«I dati emersi dal Rapporto Ismea 2024 sull’agroalimentare fotografano la grave situazione del comparto primario, che paga a caro prezzo non solo gli effetti dei cambiamenti climatici, ma l’aumento generalizzato dei costi, nonché dei tassi di interesse, oltre alle evidenti speculazioni del mercato. E’ sconcertante che per ogni cento euro spesi dal consumatore per i prodotti alimentari, soltanto 1,5 euro rimanga come utile nelle tasche degli agricoltori. E’ chiaro che la catena della distribuzione del valore non funziona, bisogna che venga posto al più presto rimedio a questa situazione scandalosa, garantendo il reddito delle imprese agricole, dando valore a chi produce, altrimenti le aziende agricole continueranno a chiudere e il Paese perderà il suo patrimonio più importante per l’ambiente e l’economia agroalimentare locale e nazionale».
Cosi il direttore provinciale di Cia Agricoltori di Cuneo, Igor Varrone, commenta il Rapporto annuale dell’Istituto di servizi per il mercato agricolo alimentare presentato ieri a Roma.
«Le aziende agricole – continua Varrone – devono essere messe nelle condizioni di poter sopravvivere non solo alle emergenze climatiche, ma alle crisi del mercato e del sistema.

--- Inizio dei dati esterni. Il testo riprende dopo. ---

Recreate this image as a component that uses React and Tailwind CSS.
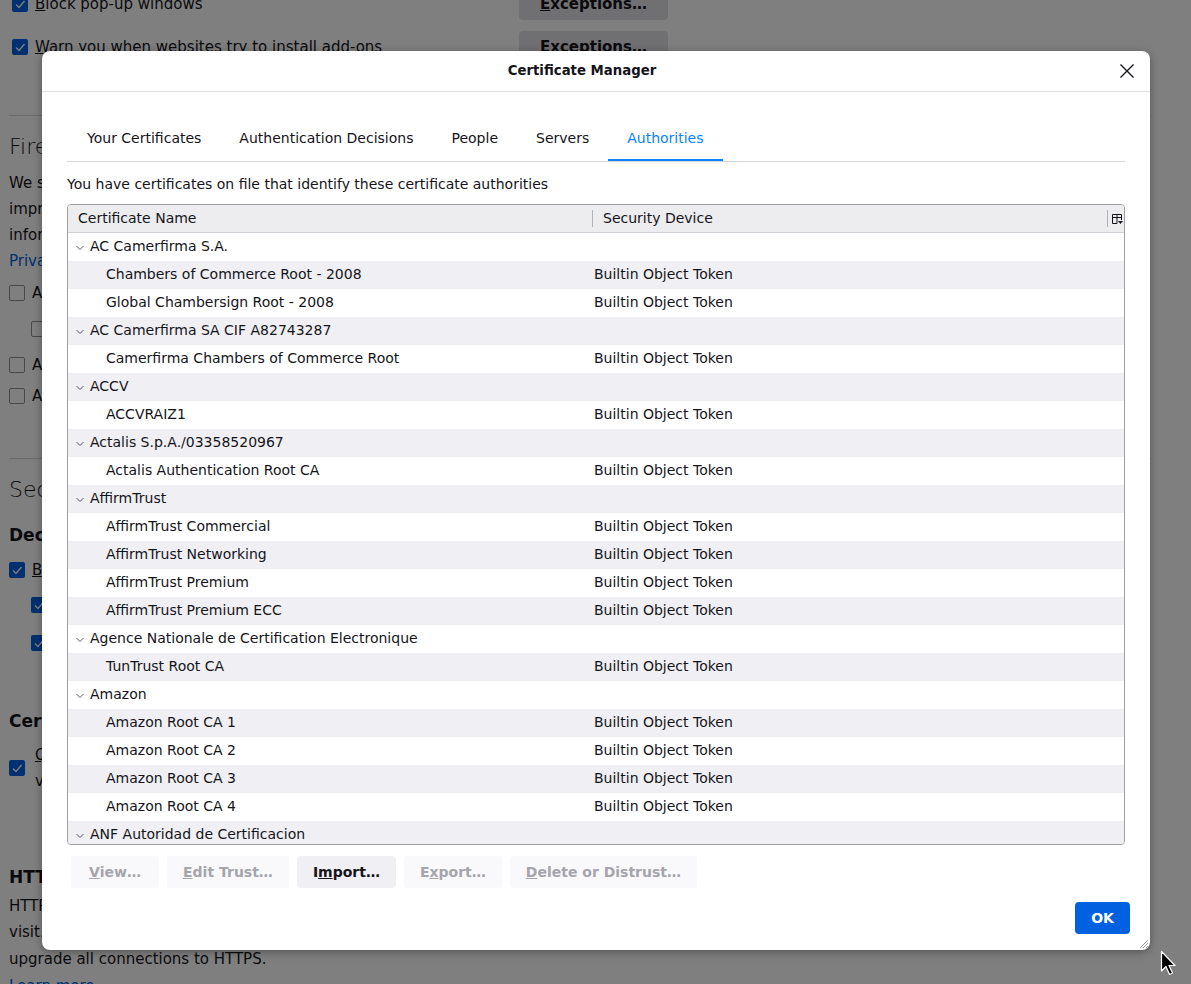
import React from 'react'

const rows = [
  { g: true, name: 'AC Camerfirma S.A.' },
  { name: 'Chambers of Commerce Root - 2008', dev: 'Builtin Object Token' },
  { name: 'Global Chambersign Root - 2008', dev: 'Builtin Object Token' },
  { g: true, name: 'AC Camerfirma SA CIF A82743287' },
  { name: 'Camerfirma Chambers of Commerce Root', dev: 'Builtin Object Token' },
  { g: true, name: 'ACCV' },
  { name: 'ACCVRAIZ1', dev: 'Builtin Object Token' },
  { g: true, name: 'Actalis S.p.A./03358520967' },
  { name: 'Actalis Authentication Root CA', dev: 'Builtin Object Token' },
  { g: true, name: 'AffirmTrust' },
  { name: 'AffirmTrust Commercial', dev: 'Builtin Object Token' },
  { name: 'AffirmTrust Networking', dev: 'Builtin Object Token' },
  { name: 'AffirmTrust Premium', dev: 'Builtin Object Token' },
  { name: 'AffirmTrust Premium ECC', dev: 'Builtin Object Token' },
  { g: true, name: 'Agence Nationale de Certification Electronique' },
  { name: 'TunTrust Root CA', dev: 'Builtin Object Token' },
  { g: true, name: 'Amazon' },
  { name: 'Amazon Root CA 1', dev: 'Builtin Object Token' },
  { name: 'Amazon Root CA 2', dev: 'Builtin Object Token' },
  { name: 'Amazon Root CA 3', dev: 'Builtin Object Token' },
  { name: 'Amazon Root CA 4', dev: 'Builtin Object Token' },
  { g: true, name: 'ANF Autoridad de Certificacion' },
  { name: 'ANF Secure Server Root CA', dev: 'Builtin Object Token' },
]

const tabs = ['Your Certificates', 'Authentication Decisions', 'People', 'Servers', 'Authorities']

// settings page checkbox
const Check = ({ on }) =>
  on ? (
    <span className="flex h-4 w-4 shrink-0 items-center justify-center rounded-[2px] bg-[#0061e0]">
      <svg width="12" height="12" viewBox="0 0 12 12">
        <path d="M2 6.5 L5 9.5 L10.5 3" fill="none" stroke="white" strokeWidth="1.3" />
      </svg>
    </span>
  ) : (
    <span className="h-4 w-4 shrink-0 rounded-[2px] border border-[#8f8f9d] bg-white" />
  )

const Chevron = () => (
  <svg width="10" height="6" viewBox="0 0 10 6" className="mr-[5px] ml-[7px] mt-[2px]">
    <path d="M1.5 1 L5 4.5 L8.5 1" fill="none" stroke="#5b5b66" strokeWidth="1" />
  </svg>
)

const Btn = ({ children, on }) => (
  <div
    className={
      'flex h-8 min-w-[88px] items-center justify-center rounded-[4px] px-4 text-[14px] font-bold ' +
      (on ? 'bg-[#f0f0f4] text-[#15141a]' : 'bg-[#f9f9fb] text-[#a5a5ab]')
    }
  >
    {children}
  </div>
)

const SettingsPage = () => (
  <div className="-mt-[16px] flex flex-col pl-[9px] pr-[40px] text-[15px] text-[#15141a]">
    <div className="flex h-[40px] items-center">
      <div className="flex w-[510px] items-center gap-[7px] pl-[3px]">
        <Check on />
        <span><u>B</u>lock pop-up windows</span>
      </div>
      <div className="flex h-8 w-[149px] items-center justify-center rounded-[4px] bg-[#e0e0e6] font-bold"><u>E</u>xceptions…</div>
    </div>
    <div className="flex h-[44px] items-center pt-[2px]">
      <div className="flex w-[510px] items-center gap-[7px] pl-[3px]">
        <Check on />
        <span><u>W</u>arn you when websites try to install add-ons</span>
      </div>
      <div className="flex h-8 w-[149px] items-center justify-center rounded-[4px] bg-[#e0e0e6] font-bold">Exceptions…</div>
    </div>
    <div className="mt-[47px] h-px bg-[#d7d7db]" />
    <div className="mt-[10px] flex h-[40px] items-center text-[22px] font-light">Firefox Data Collection and Use</div>
    <div className="mt-[4px] leading-[26px]">
      <div>We strive to provide you with choices and collect only what we need to provide and</div>
      <div>improve Firefox for everyone. We always ask permission before receiving personal</div>
      <div>information.</div>
      <div className="text-[#0061e0]">Privacy Notice</div>
    </div>
    <div className="mt-[1px] flex h-[36px] items-center gap-[7px]"><Check /><span>Allow Firefox to send technical and interaction data to Mozilla</span></div>
    <div className="flex h-[36px] items-center gap-[7px] pl-[22px]"><Check /><span>Allow Firefox to make personalized extension recommendations</span></div>
    <div className="flex h-[36px] items-center gap-[7px]"><Check /><span>Allow Firefox to install and run studies</span></div>
    <div className="flex h-[26px] items-center gap-[7px]"><Check /><span>Allow Firefox to send backlogged crash reports on your behalf</span></div>
    <div className="mt-[49px] h-px bg-[#d7d7db]" />
    <div className="mt-[10px] flex h-[40px] items-center text-[22px] font-light">Security</div>
    <div className="mt-[10px] flex h-[34px] items-center text-[17px] font-bold">Deceptive Content and Dangerous Software Protection</div>
    <div className="flex h-[34px] items-center gap-[7px]"><Check on /><span><u>B</u>lock dangerous and deceptive content</span></div>
    <div className="flex h-[36px] items-center gap-[7px] pl-[22px]"><Check on /><span>Block <u>d</u>angerous downloads</span></div>
    <div className="flex h-[40px] items-center gap-[7px] pl-[22px]"><Check on /><span>Warn you about unwanted and <u>u</u>ncommon software</span></div>
    <div className="mt-[39px] flex h-[40px] items-center text-[17px] font-bold">Certificates</div>
    <div className="flex items-center gap-[10px] leading-[26px]">
      <Check on />
      <div>
        <div><u>Q</u>uery OCSP responder servers to confirm the current</div>
        <div>validity of certificates</div>
      </div>
    </div>
    <div className="mt-[70px] flex h-[28px] items-center text-[17px] font-bold">HTTPS-Only Mode</div>
    <div className="mt-[1px] leading-[26px]">
      <div>HTTPS provides a secure, encrypted connection between Firefox and the websites you</div>
      <div>visit. Most websites support HTTPS, and if HTTPS-Only Mode is enabled, then Firefox will</div>
      <div className="leading-[28px]">upgrade all connections to HTTPS.</div>
      <div className="text-[#0061e0] underline">Learn more</div>
    </div>
  </div>
)

export default function App() {
  return (
    <div className="relative h-[984px] w-full overflow-hidden bg-white font-['DejaVu_Sans',sans-serif]">
      <SettingsPage />
      <div className="absolute inset-0 bg-black/50" />

      <div className="absolute left-[42px] top-[51px] flex h-[899px] w-[1108px] flex-col rounded-[8px] bg-white text-[14px] text-[#15141a] shadow-[0_2px_8px_rgba(0,0,0,0.35)]">
        <div className="relative flex h-[41px] shrink-0 items-center justify-center border-b border-[#e0e0e6] pr-[28px]">
          <span className="text-[13.3px] font-bold">Certificate Manager</span>
          <svg className="absolute right-[15px] top-[12px]" width="16" height="16" viewBox="0 0 16 16">
            <path d="M1.5 1.5 L14.5 14.5 M14.5 1.5 L1.5 14.5" stroke="#15141a" strokeWidth="1.4" />
          </svg>
        </div>

        <div className="flex flex-1 flex-col px-[25px] pt-[23px]">
          <div className="flex h-[47px] border-b border-[#d7d7db] pl-px">
            {tabs.map((t) => (
              <div
                key={t}
                className={
                  'flex h-[46px] items-center px-[19px] ' +
                  (t === 'Authorities' ? 'border-b-2 border-[#0a84ff] pt-[2px] text-[#0a84ff]' : '')
                }
              >
                {t}
              </div>
            ))}
          </div>

          <div className="mt-[12px] flex h-[20px] items-center">You have certificates on file that identify these certificate authorities</div>

          <div className="mt-[10px] flex h-[641px] flex-col overflow-hidden rounded-[4px] border border-[#9e9e9e]">
            <div className="flex h-[28px] shrink-0 items-center border-b border-[#cfcfd8] bg-[#ededf0]">
              <div className="w-[524px] pl-[10px]">Certificate Name</div>
              <div className="h-[17px] w-px bg-[#b1b1b9]" />
              <div className="flex-1 pl-[10px]">Security Device</div>
              <div className="h-[17px] w-px bg-[#b1b1b9]" />
              <svg className="ml-[3px] mr-[1px]" width="12" height="12" viewBox="0 0 12 12">
                <path d="M1.5 1.5 H10.5 V7 M1.5 1.5 V10.5 H6 M1.5 4.5 H10.5 M6 1.5 V10.5" fill="none" stroke="#15141a" strokeWidth="1" />
                <path d="M7 8 H12 L9.5 11 Z" fill="#15141a" />
              </svg>
            </div>
            <div className="flex-1 overflow-hidden">
              {rows.map((r, i) => (
                <div key={i} className={'flex h-[28px] items-center pb-[1px] ' + (i % 2 ? 'bg-[#f0f0f4]' : 'bg-white')}>
                  <div className="flex w-[525px] items-center">
                    {r.g ? <Chevron /> : <span className="w-[38px]" />}
                    <span>{r.name}</span>
                  </div>
                  <div className="pl-[1px]">{r.dev}</div>
                </div>
              ))}
            </div>
          </div>

          <div className="mt-[11px] flex gap-[8px] pl-1">
            <Btn><u>V</u>iew…</Btn>
            <Btn><u>E</u>dit Trust…</Btn>
            <Btn on>I<u>m</u>port…</Btn>
            <Btn>E<u>x</u>port…</Btn>
            <Btn><u>D</u>elete or Distrust…</Btn>
          </div>

          <div className="-mr-[5px] mt-[14px] flex justify-end">
            <div className="flex h-8 w-[55px] items-center justify-center rounded-[4px] bg-[#0061e0] font-bold text-white">OK</div>
          </div>
        </div>

        <svg className="absolute bottom-[1px] right-[1px]" width="11" height="11" viewBox="0 0 11 11">
          <path d="M10 2 L2 10 M10 5 L5 10 M10 8 L8 10" stroke="#9e9e9e" strokeWidth="1" />
        </svg>
      </div>

      <svg className="absolute left-[1160px] top-[950px]" width="18" height="27" viewBox="0 0 18 27">
        <path d="M1.5 1.5 V21 L6 16.5 L9.5 24.5 L12.5 23 L9 15.5 L15 15.5 Z" fill="#000" stroke="#fff" strokeWidth="1.2" strokeLinejoin="round" />
      </svg>
    </div>
  )
}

Gli strumenti messi in campo dall’Unione europea per la rivoluzione verde si sono rivelati inutili, se non dannosi per l’agricoltura, occorre invertire la rotta e investire le risorse nella giusta direzione, restituendo centralità al settore primario».
Nel dettaglio del Rapporto Ismea, si legge che “nel caso dei prodotti trasformati, su 100 euro di spesa del consumatore per acquistare prodotti alimentari, il valore aggiunto per la fase agricola scende a 4,4 euro e il margine operativo netto a 1,5 euro; il valore aggiunto delle imprese della trasformazione alimentare è di 9,7 euro, ma una volta detratti salari e ammortamenti, che mediamente pesano di più che nella fase agricola, il margine netto è altrettanti basso, attestandosi a 2,2 euro”.
Si tratta in entrambi i casi di un margine molto limitato, specie se lo si confronta con la remunerazione netta per le imprese delle fasi di commercio, distribuzione e trasporto, per le quali di un valore aggiunto di 30,1 euro, una volta detratti i costi per salari e ammortamenti, restano ben 13,1 euro.
Molto significativa è anche l’osservazione sui primi dieci prodotti importati dall’Italia che, in ordine, sono caffè, olio extravergine d’oliva, mais, bovini vivi, prosciutti e spalle di suini, frumento tenero e duro, fave di soia, olio di palma e panelli di estrazione dell’olio di soia.
«Il grado di autosufficienza dell’Italia per questi prodotti – rileva Ismea – varia dallo 0% nel caso del caffè e dell’olio di palma a oltre il 60% nel caso dei prosciutti, ma sono mais e soia, ingredienti di base dell’alimentazione zootecnica, i prodotti che presentano le maggiori criticità in termini di approvvigionamento. Per entrambi le importazioni negli ultimi venti anni sono considerevolmente aumentate, comportando una drastica riduzione del tasso di approvvigionamento (al 46% per il mais e al 32% per la soia nel 2023). Quanto ai Paesi d’origine, per la soia si evidenzia una forte concentrazione delle forniture dal Brasile (50%), mentre nel caso del mais, pur in presenza di un livello di concentrazione minore, prevalgono gli arrivi dall’Ucraina, un Paese chiaramente a rischio elevato».
Sempre il Rapporto Ismea sottolinea come il tasso di approvvigionamento italiano sia basso anche per i frumenti, con l’industria pastaria che dipende per il 44% dalle forniture provenienti da Canada, Russia, Grecia e Turchia e quella dei prodotti da forno che per il 64% del suo fabbisogno ricorre al prodotto di origine ungherese, francese, austriaco, ucraino e romeno.
«Anche per la carne bovina – scrive Ismea – il tasso di approvvigionamento è sceso a livelli molto bassi nel 2023 (40%), con la Francia che concentra l’85% del valore dell’import di bovini da ristallo. La prevalenza di un solo fornitore, trattandosi della Francia, è rassicurante sul fronte geopolitico, ma rende comunque vulnerabile la filiera nazionale ad altri fattori, come testimoniano le recenti difficoltà dovute alle restrizioni sanitarie associate alla diffusione negli allevamenti francesi di epizoozie e alla più recente emergenza Blue tongue».